DATA SHOWN:
----

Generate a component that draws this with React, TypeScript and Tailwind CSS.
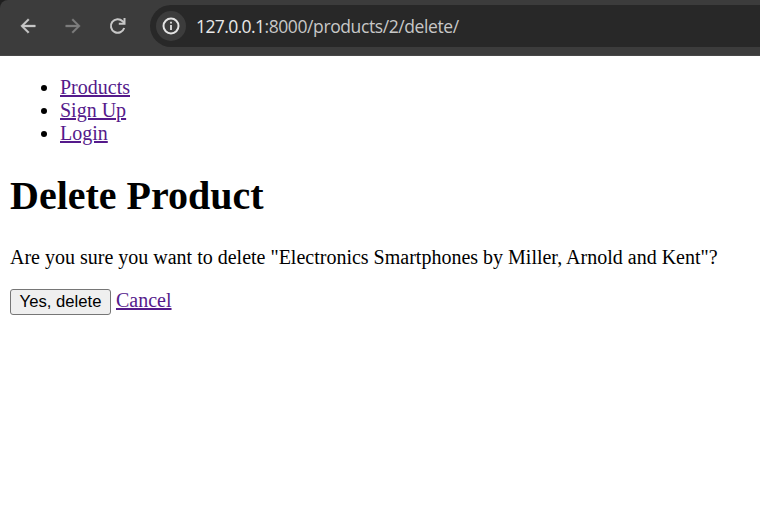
const links = ['Products', 'Sign Up', 'Login'];

function BackIcon() {
  return (
    <svg width="22" height="22" viewBox="0 0 24 24" fill="#c7c7c7" stroke="#c7c7c7" strokeWidth="0.4">
      <path d="M20 11H7.83l5.59-5.59L12 4l-8 8 8 8 1.41-1.41L7.83 13H20z" />
    </svg>
  );
}

function ForwardIcon() {
  return (
    <svg width="22" height="22" viewBox="0 0 24 24" fill="#7d7d7d" stroke="#7d7d7d" strokeWidth="0.4">
      <path d="M12 4l-1.41 1.41L16.17 11H4v2h12.17l-5.58 5.59L12 20l8-8z" />
    </svg>
  );
}

function ReloadIcon() {
  return (
    <svg width="22" height="22" viewBox="0 0 22 22" fill="none" stroke="#c7c7c7" strokeWidth="2">
      <path d="M17.2 13A6.8 6.8 0 1 1 15.6 6.2L17.4 8" />
      <path d="M17.5 3v5.7h-5.7" />
    </svg>
  );
}

function InfoIcon() {
  return (
    <svg width="18" height="18" viewBox="0 0 18 18" fill="none">
      <circle cx="9" cy="9" r="7.5" stroke="#e3e3e3" strokeWidth="2" />
      <path d="M9 8v5M9 4.8v1.8" stroke="#e3e3e3" strokeWidth="1.8" />
    </svg>
  );
}

export default function App() {
  return (
    <div className="h-[507px] w-[760px] overflow-hidden bg-white text-black">
      <header className="bg-[#1f1f1f]">
        <div className="flex h-14 items-start overflow-hidden rounded-tl-[8px] border-b border-[#474747] bg-[#3c3c3c]">
          <div className="mt-[15px] ml-[16.5px] flex w-[133.5px] shrink-0 gap-[23px]">
            <BackIcon />
            <ForwardIcon />
            <ReloadIcon />
          </div>
          <div className="mt-[5px] flex h-[42px] flex-1 items-center rounded-l-full bg-[#282828] pl-[6px]">
            <span className="flex h-[30px] w-[30px] items-center justify-center rounded-full bg-[#3c3c3c]">
              <InfoIcon />
            </span>
            <span className="ml-[10px] font-['Open_Sans',sans-serif] text-[17.5px] leading-[24px] whitespace-nowrap text-[#c7c7c7]">
              <span className="tracking-[-0.6px] text-[#e8e8e8]">127.0.0.1</span>
              <span className="tracking-[-0.4px]">:8000/products/2/delete/</span>
            </span>
          </div>
        </div>
      </header>
      <main className="px-[10px] pt-[20px] font-['Liberation_Serif',serif] text-[20px] leading-[23px]">
        <ul className="pl-[31px]">
          {links.map((label) => (
            <li key={label} className="flex items-start gap-[13px]">
              <span className="mt-[9px] h-[6px] w-[6px] rounded-full bg-black" />
              <a href="#" className="text-[#551a8b] underline decoration-2">{label}</a>
            </li>
          ))}
        </ul>
        <h1 className="mt-[28px] text-[40px] leading-[46px] font-bold">Delete Product</h1>
        <p className="mt-[27px] whitespace-nowrap">
          Are you sure you want to delete "Electronics Smartphones by Miller, Arnold and Kent"?
        </p>
        <form className="mt-[20px] flex items-start gap-[5px]">
          <button
            type="button"
            className="h-[26px] w-[101px] rounded-[3px] border border-[#767676] bg-[#efefef] font-['Liberation_Sans',sans-serif] text-[16.667px] leading-[22px] whitespace-nowrap"
          >
            Yes, delete
          </button>
          <a href="#" className="text-[#551a8b] underline decoration-2">Cancel</a>
        </form>
      </main>
    </div>
  );
}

----

EXERCISE TASK:
Return each line of the data, keeping its wording exact and omitting pictures.

EXERCISE OUTPUT:
Generate a component that draws this with React, TypeScript and Tailwind CSS.
const links = ['Products', 'Sign Up', 'Login'];

function BackIcon() {
  return (
    <svg width="22" height="22" viewBox="0 0 24 24" fill="#c7c7c7" stroke="#c7c7c7" strokeWidth="0.4">
      <path d="M20 11H7.83l5.59-5.59L12 4l-8 8 8 8 1.41-1.41L7.83 13H20z" />
    </svg>
  );
}

function ForwardIcon() {
  return (
    <svg width="22" height="22" viewBox="0 0 24 24" fill="#7d7d7d" stroke="#7d7d7d" strokeWidth="0.4">
      <path d="M12 4l-1.41 1.41L16.17 11H4v2h12.17l-5.58 5.59L12 20l8-8z" />
    </svg>
  );
}

function ReloadIcon() {
  return (
    <svg width="22" height="22" viewBox="0 0 22 22" fill="none" stroke="#c7c7c7" strokeWidth="2">
      <path d="M17.2 13A6.8 6.8 0 1 1 15.6 6.2L17.4 8" />
      <path d="M17.5 3v5.7h-5.7" />
    </svg>
  );
}

function InfoIcon() {
  return (
    <svg width="18" height="18" viewBox="0 0 18 18" fill="none">
      <circle cx="9" cy="9" r="7.5" stroke="#e3e3e3" strokeWidth="2" />
      <path d="M9 8v5M9 4.8v1.8" stroke="#e3e3e3" strokeWidth="1.8" />
    </svg>
  );
}

export default function App() {
  return (
    <div className="h-[507px] w-[760px] overflow-hidden bg-white text-black">
      <header className="bg-[#1f1f1f]">
        <div className="flex h-14 items-start overflow-hidden rounded-tl-[8px] border-b border-[#474747] bg-[#3c3c3c]">
          <div className="mt-[15px] ml-[16.5px] flex w-[133.5px] shrink-0 gap-[23px]">
            <BackIcon />
            <ForwardIcon />
            <ReloadIcon />
          </div>
          <div className="mt-[5px] flex h-[42px] flex-1 items-center rounded-l-full bg-[#282828] pl-[6px]">
            <span className="flex h-[30px] w-[30px] items-center justify-center rounded-full bg-[#3c3c3c]">
              <InfoIcon />
            </span>
            <span className="ml-[10px] font-['Open_Sans',sans-serif] text-[17.5px] leading-[24px] whitespace-nowrap text-[#c7c7c7]">
              <span className="tracking-[-0.6px] text-[#e8e8e8]">127.0.0.1</span>
              <span className="tracking-[-0.4px]">:8000/products/2/delete/</span>
            </span>
          </div>
        </div>
      </header>
      <main className="px-[10px] pt-[20px] font-['Liberation_Serif',serif] text-[20px] leading-[23px]">
        <ul className="pl-[31px]">
          {links.map((label) => (
            <li key={label} className="flex items-start gap-[13px]">
              <span className="mt-[9px] h-[6px] w-[6px] rounded-full bg-black" />
              <a href="#" className="text-[#551a8b] underline decoration-2">{label}</a>
            </li>
          ))}
        </ul>
        <h1 className="mt-[28px] text-[40px] leading-[46px] font-bold">Delete Product</h1>
        <p className="mt-[27px] whitespace-nowrap">
          Are you sure you want to delete "Electronics Smartphones by Miller, Arnold and Kent"?
        </p>
        <form className="mt-[20px] flex items-start gap-[5px]">
          <button
            type="button"
            className="h-[26px] w-[101px] rounded-[3px] border border-[#767676] bg-[#efefef] font-['Liberation_Sans',sans-serif] text-[16.667px] leading-[22px] whitespace-nowrap"
          >
            Yes, delete
          </button>
          <a href="#" className="text-[#551a8b] underline decoration-2">Cancel</a>
        </form>
      </main>
    </div>
  );
}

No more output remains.